Ob aber Tagesmütter den Job aufgeben müssen, weil sie neuere Vorschriften nicht erfüllen, bleib abzuwarten. Ebenso ist unklar, wie man die Einhaltung der neuen Vorschriften seitens der Stadt Essen nachhalten will.
Ohnedies sieht Bäuerle möglichen Neuerungen gelassen entgegen. „Hygiene war für uns in der Tagespflege schon immer ein großes Thema.“ Schulungen müssten alle Tagesmütter und -väter durchlaufen. So auch die ausgebildete Erzieherin Agnes Rummelshausen. Man könnte dies, nach einer mehrjährigen Ausbildung zur Erzieherin, für paradox halten – „aber ich habe in den Kursen schon einiges gelernt, mit dem ich im Erzieherinnen-Beruf nicht so viel zu tun hatte“, sagt die Mutter einer Tochter. Sinnvoll sei es zudem für Tagesmütter und -väter, die eher unkonventionelle Vorstellungen von Hygiene hätten, ergänzt Bäuerle.

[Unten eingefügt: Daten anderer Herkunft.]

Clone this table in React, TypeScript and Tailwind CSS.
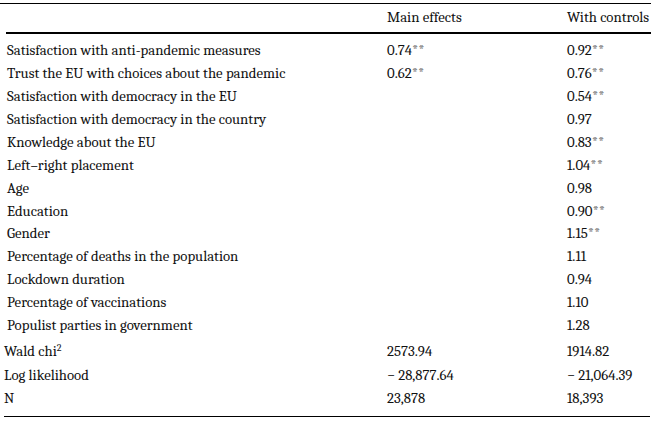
const rows: [string, string, string][] = [
  ["Satisfaction with anti-pandemic measures", "0.74**", "0.92**"],
  ["Trust the EU with choices about the pandemic", "0.62**", "0.76**"],
  ["Satisfaction with democracy in the EU", "", "0.54**"],
  ["Satisfaction with democracy in the country", "", "0.97"],
  ["Knowledge about the EU", "", "0.83**"],
  ["Left–right placement", "", "1.04**"],
  ["Age", "", "0.98"],
  ["Education", "", "0.90**"],
  ["Gender", "", "1.15**"],
  ["Percentage of deaths in the population", "", "1.11"],
  ["Lockdown duration", "", "0.94"],
  ["Percentage of vaccinations", "", "1.10"],
  ["Populist parties in government", "", "1.28"],
];

const Value = ({ v }: { v: string }) => {
  if (!v.endsWith("**")) return <span>{v}</span>;
  return (
    <span>
      {v.slice(0, -2)}
      <span className="text-[#7a7a7a]">**</span>
    </span>
  );
};

export default function App() {
  return (
    <div className="w-[661px] h-[425px] bg-white text-[#111] font-serif text-[14.8px] pt-[3px]">
      <div className="w-[651px] border-t border-black">
        <div className="grid grid-cols-[387px_180px_1fr] h-[28px] items-center">
          <div />
          <div>Main effects</div>
          <div>With controls</div>
        </div>
      </div>
      <div className="ml-[6px] w-[645px] h-[2px] bg-black" />
      <div className="pt-[6px]">
        {rows.map(([label, a, b]) => (
          <div key={label} className="grid grid-cols-[387px_180px_1fr] h-[22.9px] items-center">
            <div className="pl-[7px]">{label}</div>
            <div><Value v={a} /></div>
            <div><Value v={b} /></div>
          </div>
        ))}
      </div>
      <div className="pt-[3px]">
        <div className="grid grid-cols-[387px_180px_1fr] h-[24px] items-center">
          <div className="pl-[4px]">
            Wald chi<sup className="text-[10px]">2</sup>
          </div>
          <div>2573.94</div>
          <div>1914.82</div>
        </div>
        <div className="grid grid-cols-[387px_180px_1fr] h-[23px] items-center">
          <div className="pl-[4px]">Log likelihood</div>
          <div>−&#8201;28,877.64</div>
          <div>−&#8201;21,064.39</div>
        </div>
        <div className="grid grid-cols-[387px_180px_1fr] h-[22px] items-center">
          <div className="pl-[4px]">N</div>
          <div>23,878</div>
          <div>18,393</div>
        </div>
      </div>
      <div className="ml-[4px] mt-[6px] w-[646px] h-px bg-black" />
    </div>
  );
}
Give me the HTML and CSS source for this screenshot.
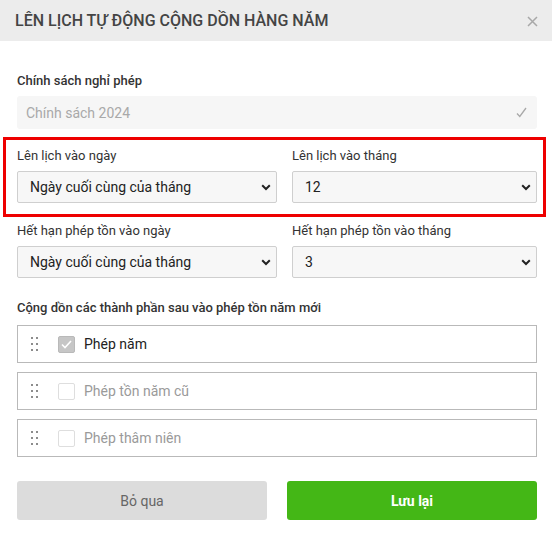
FILE: index.html
```html
<!DOCTYPE html>
<html lang="vi">
<head>
<meta charset="utf-8">
<title>Lên lịch tự động cộng dồn hàng năm</title>
<link rel="stylesheet" href="styles.css">
</head>
<body>
<div class="modal">
  <div class="modal-header">
    <h1 class="modal-title">LÊN LỊCH TỰ ĐỘNG CỘNG DỒN HÀNG NĂM</h1>
    <button class="close" type="button" aria-label="Đóng">
      <svg width="11" height="11" viewBox="0 0 11 11"><path d="M1 1L10 10M10 1L1 10" stroke="#a8a8a8" stroke-width="1.5" fill="none"/></svg>
    </button>
  </div>
  <div class="modal-body">
    <div class="field">
      <label class="label label-strong">Chính sách nghỉ phép</label>
      <div class="readonly-input">
        <span>Chính sách 2024</span>
        <svg width="11" height="11" viewBox="0 0 11 11"><path d="M1 6.5L3.8 9.5L10 1" stroke="#a8a8a8" stroke-width="1.3" fill="none"/></svg>
      </div>
    </div>

    <div class="highlight">
      <div class="row">
        <div class="col">
          <label class="label">Lên lịch vào ngày</label>
          <div class="select-wrap">
            <select class="select"><option>Ngày cuối cùng của tháng</option></select>
            <svg class="chev" width="10" height="7" viewBox="0 0 10 7"><path d="M1.2 1.3L5 5L8.8 1.3" stroke="#222" stroke-width="2" fill="none"/></svg>
          </div>
        </div>
        <div class="col col-right">
          <label class="label">Lên lịch vào tháng</label>
          <div class="select-wrap">
            <select class="select"><option>12</option></select>
            <svg class="chev" width="10" height="7" viewBox="0 0 10 7"><path d="M1.2 1.3L5 5L8.8 1.3" stroke="#222" stroke-width="2" fill="none"/></svg>
          </div>
        </div>
      </div>
    </div>

    <div class="row row-second">
      <div class="col">
        <label class="label">Hết hạn phép tồn vào ngày</label>
        <div class="select-wrap">
          <select class="select"><option>Ngày cuối cùng của tháng</option></select>
          <svg class="chev" width="10" height="7" viewBox="0 0 10 7"><path d="M1.2 1.3L5 5L8.8 1.3" stroke="#222" stroke-width="2" fill="none"/></svg>
        </div>
      </div>
      <div class="col col-right">
        <label class="label">Hết hạn phép tồn vào tháng</label>
        <div class="select-wrap">
          <select class="select"><option>3</option></select>
          <svg class="chev" width="10" height="7" viewBox="0 0 10 7"><path d="M1.2 1.3L5 5L8.8 1.3" stroke="#222" stroke-width="2" fill="none"/></svg>
        </div>
      </div>
    </div>

    <div class="field field-list">
      <label class="label label-strong">Cộng dồn các thành phần sau vào phép tồn năm mới</label>
      <ul class="sort-list">
        <li class="sort-item">
          <svg class="handle" width="8" height="14" viewBox="0 0 8 14"><g fill="#8c8c8c"><rect x="0" y="0" width="2" height="2"/><rect x="5" y="0" width="2" height="2"/><rect x="0" y="6" width="2" height="2"/><rect x="5" y="6" width="2" height="2"/><rect x="0" y="12" width="2" height="2"/><rect x="5" y="12" width="2" height="2"/></g></svg>
          <span class="checkbox checked">
            <svg width="11" height="9" viewBox="0 0 11 9"><path d="M1 4.5L4 7.5L10 1" stroke="#fff" stroke-width="1.6" fill="none"/></svg>
          </span>
          <span class="item-text">Phép năm</span>
        </li>
        <li class="sort-item">
          <svg class="handle" width="8" height="14" viewBox="0 0 8 14"><g fill="#8c8c8c"><rect x="0" y="0" width="2" height="2"/><rect x="5" y="0" width="2" height="2"/><rect x="0" y="6" width="2" height="2"/><rect x="5" y="6" width="2" height="2"/><rect x="0" y="12" width="2" height="2"/><rect x="5" y="12" width="2" height="2"/></g></svg>
          <span class="checkbox"></span>
          <span class="item-text muted">Phép tồn năm cũ</span>
        </li>
        <li class="sort-item">
          <svg class="handle" width="8" height="14" viewBox="0 0 8 14"><g fill="#8c8c8c"><rect x="0" y="0" width="2" height="2"/><rect x="5" y="0" width="2" height="2"/><rect x="0" y="6" width="2" height="2"/><rect x="5" y="6" width="2" height="2"/><rect x="0" y="12" width="2" height="2"/><rect x="5" y="12" width="2" height="2"/></g></svg>
          <span class="checkbox"></span>
          <span class="item-text muted">Phép thâm niên</span>
        </li>
      </ul>
    </div>

    <div class="actions">
      <button class="btn btn-cancel" type="button">Bỏ qua</button>
      <button class="btn btn-save" type="button">Lưu lại</button>
    </div>
  </div>
</div>
</body>
</html>
```

FILE: styles.css
```css
* { box-sizing: border-box; }
html, body { margin: 0; padding: 0; background: #fff; }
body {
  font-family: Roboto, "Liberation Sans", Arial, sans-serif;
  color: #333;
  width: 552px;
}
.modal { width: 552px; }
.modal-header {
  height: 41px;
  background: #ececec;
  display: flex;
  align-items: center;
  justify-content: space-between;
  padding: 0 14px 0 15px;
}
.modal-title {
  margin: 0;
  font-size: 16px;
  font-weight: 500;
  color: #444;
  line-height: 20px;
  padding-top: 1px;
}
.close {
  border: 0;
  background: none;
  padding: 0;
  width: 11px;
  height: 11px;
  display: flex;
  margin-top: 1px;
}
.modal-body { padding: 32px 15px 0 17px; }
.label {
  display: block;
  font-size: 13px;
  line-height: 16px;
  color: #333;
  margin-bottom: 7px;
}
.label-strong { font-weight: 500; }
.readonly-input {
  height: 33px;
  background: #f6f6f6;
  border-radius: 3px;
  display: flex;
  align-items: center;
  justify-content: space-between;
  padding: 0 10px 0 9px;
  font-size: 14px;
  color: #a9a9a9;
}
.highlight {
  margin: 8px -9px 0 -14px;
  padding: 8px 6px 11px 11px;
  border: 3px solid #ee0000;
}
.row {
  display: grid;
  grid-template-columns: 1fr 1fr;
}
.col-right { padding-left: 15px; }
.row-second { margin-top: 6px; }
.select-wrap { position: relative; }
.select {
  appearance: none;
  -webkit-appearance: none;
  width: 100%;
  height: 32px;
  border: 1px solid #cfcfcf;
  border-radius: 2px;
  background: #f7f7f7;
  font-family: inherit;
  font-size: 14px;
  color: #222;
  padding: 0 28px 0 12px;
  margin: 0;
}
.chev {
  position: absolute;
  right: 6px;
  top: 13px;
  pointer-events: none;
}
.field-list { margin-top: 22px; }
.field-list .label { margin-bottom: 9px; }
.sort-list {
  list-style: none;
  margin: 0;
  padding: 0;
  display: flex;
  flex-direction: column;
  gap: 9px;
}
.sort-item {
  height: 38px;
  border: 1px solid #b9b9b9;
  display: flex;
  align-items: center;
  padding-left: 13px;
}
.handle { flex: none; }
.checkbox {
  width: 17px;
  height: 17px;
  border: 1px solid #dedede;
  border-radius: 2px;
  background: #fff;
  margin-left: 19px;
  display: flex;
  align-items: center;
  justify-content: center;
  flex: none;
}
.checkbox.checked {
  background: #c6c6c6;
  border-color: #b9b9b9;
}
.item-text {
  margin-left: 9px;
  font-size: 14px;
  color: #222;
}
.item-text.muted { color: #9a9a9a; }
.actions {
  margin-top: 24px;
  display: grid;
  grid-template-columns: 1fr 1fr;
  gap: 20px;
}
.btn {
  height: 39px;
  border: 0;
  border-radius: 3px;
  font-family: inherit;
  font-size: 14px;
}
.btn-cancel { background: #dcdcdc; color: #666; }
.btn-save { background: #44b716; color: #fff; font-weight: 700; }
```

Kassenbon für ein Bund Möhren vom Markt
Abwägen müsse man in jedem Falle, wie viel Regelwerk sinnvoll sei, sagt Björn Enno Hermans, Geschäftsführer beim Sozialdienst katholischer Frauen (SkF), der im Auftrag des Jugendamtes Tagesmütter und -väter vermittelt. „Es ist nicht verkehrt, wenn man die Temperatur im Kühlschrank misst oder auf angebrochene Verpackungen das Datum schreibt. Schließlich haben Tageseltern viel Verantwortung.“
Doch schaut man ein Stückchen weiter – gerät schon wieder eine Vorschrift in den Blick, die nicht ganz so sinnvoll erscheint. Nachweisen sollen Tageseltern, wo sie regelmäßig Lebensmittel kaufen. Was auf dem Markt spannend werden könnte. Ein Kassenbon für einen Bund Möhren? Machbar. Bloß: Wie will man das Gemüse beschriften?